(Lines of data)
---
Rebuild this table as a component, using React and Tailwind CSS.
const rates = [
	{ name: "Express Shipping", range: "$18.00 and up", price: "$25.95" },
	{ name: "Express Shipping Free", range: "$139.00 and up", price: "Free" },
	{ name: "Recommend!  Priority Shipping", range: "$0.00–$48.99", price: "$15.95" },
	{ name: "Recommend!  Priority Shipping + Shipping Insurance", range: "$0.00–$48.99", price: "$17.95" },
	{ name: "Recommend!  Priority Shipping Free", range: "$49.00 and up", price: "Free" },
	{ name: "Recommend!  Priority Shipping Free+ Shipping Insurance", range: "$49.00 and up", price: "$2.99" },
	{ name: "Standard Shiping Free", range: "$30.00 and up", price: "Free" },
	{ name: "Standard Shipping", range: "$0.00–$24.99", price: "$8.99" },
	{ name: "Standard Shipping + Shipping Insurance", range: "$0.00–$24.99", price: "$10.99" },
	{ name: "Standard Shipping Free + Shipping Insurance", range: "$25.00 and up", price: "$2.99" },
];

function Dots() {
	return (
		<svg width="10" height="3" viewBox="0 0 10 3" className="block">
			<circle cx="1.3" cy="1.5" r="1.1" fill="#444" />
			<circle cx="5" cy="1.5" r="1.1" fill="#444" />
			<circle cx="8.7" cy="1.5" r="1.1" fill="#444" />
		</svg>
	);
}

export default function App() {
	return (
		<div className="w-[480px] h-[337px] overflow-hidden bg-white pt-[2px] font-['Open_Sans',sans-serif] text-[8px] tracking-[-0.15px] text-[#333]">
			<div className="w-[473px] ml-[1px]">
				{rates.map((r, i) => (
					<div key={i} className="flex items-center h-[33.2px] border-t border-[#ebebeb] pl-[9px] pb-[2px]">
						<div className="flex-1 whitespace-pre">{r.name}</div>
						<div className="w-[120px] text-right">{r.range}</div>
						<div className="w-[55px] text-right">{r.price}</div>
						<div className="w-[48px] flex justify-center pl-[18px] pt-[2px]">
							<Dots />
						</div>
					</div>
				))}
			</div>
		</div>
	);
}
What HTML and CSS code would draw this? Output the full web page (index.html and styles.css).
---
Take the entries above and transcribe them exactly.

■ REPLY ■
Rebuild this table as a component, using React and Tailwind CSS.
const rates = [
	{ name: "Express Shipping", range: "$18.00 and up", price: "$25.95" },
	{ name: "Express Shipping Free", range: "$139.00 and up", price: "Free" },
	{ name: "Recommend!  Priority Shipping", range: "$0.00–$48.99", price: "$15.95" },
	{ name: "Recommend!  Priority Shipping + Shipping Insurance", range: "$0.00–$48.99", price: "$17.95" },
	{ name: "Recommend!  Priority Shipping Free", range: "$49.00 and up", price: "Free" },
	{ name: "Recommend!  Priority Shipping Free+ Shipping Insurance", range: "$49.00 and up", price: "$2.99" },
	{ name: "Standard Shiping Free", range: "$30.00 and up", price: "Free" },
	{ name: "Standard Shipping", range: "$0.00–$24.99", price: "$8.99" },
	{ name: "Standard Shipping + Shipping Insurance", range: "$0.00–$24.99", price: "$10.99" },
	{ name: "Standard Shipping Free + Shipping Insurance", range: "$25.00 and up", price: "$2.99" },
];

function Dots() {
	return (
		<svg width="10" height="3" viewBox="0 0 10 3" className="block">
			<circle cx="1.3" cy="1.5" r="1.1" fill="#444" />
			<circle cx="5" cy="1.5" r="1.1" fill="#444" />
			<circle cx="8.7" cy="1.5" r="1.1" fill="#444" />
		</svg>
	);
}

export default function App() {
	return (
		<div className="w-[480px] h-[337px] overflow-hidden bg-white pt-[2px] font-['Open_Sans',sans-serif] text-[8px] tracking-[-0.15px] text-[#333]">
			<div className="w-[473px] ml-[1px]">
				{rates.map((r, i) => (
					<div key={i} className="flex items-center h-[33.2px] border-t border-[#ebebeb] pl-[9px] pb-[2px]">
						<div className="flex-1 whitespace-pre">{r.name}</div>
						<div className="w-[120px] text-right">{r.range}</div>
						<div className="w-[55px] text-right">{r.price}</div>
						<div className="w-[48px] flex justify-center pl-[18px] pt-[2px]">
							<Dots />
						</div>
					</div>
				))}
			</div>
		</div>
	);
}
What HTML and CSS code would draw this? Output the full web page (index.html and styles.css).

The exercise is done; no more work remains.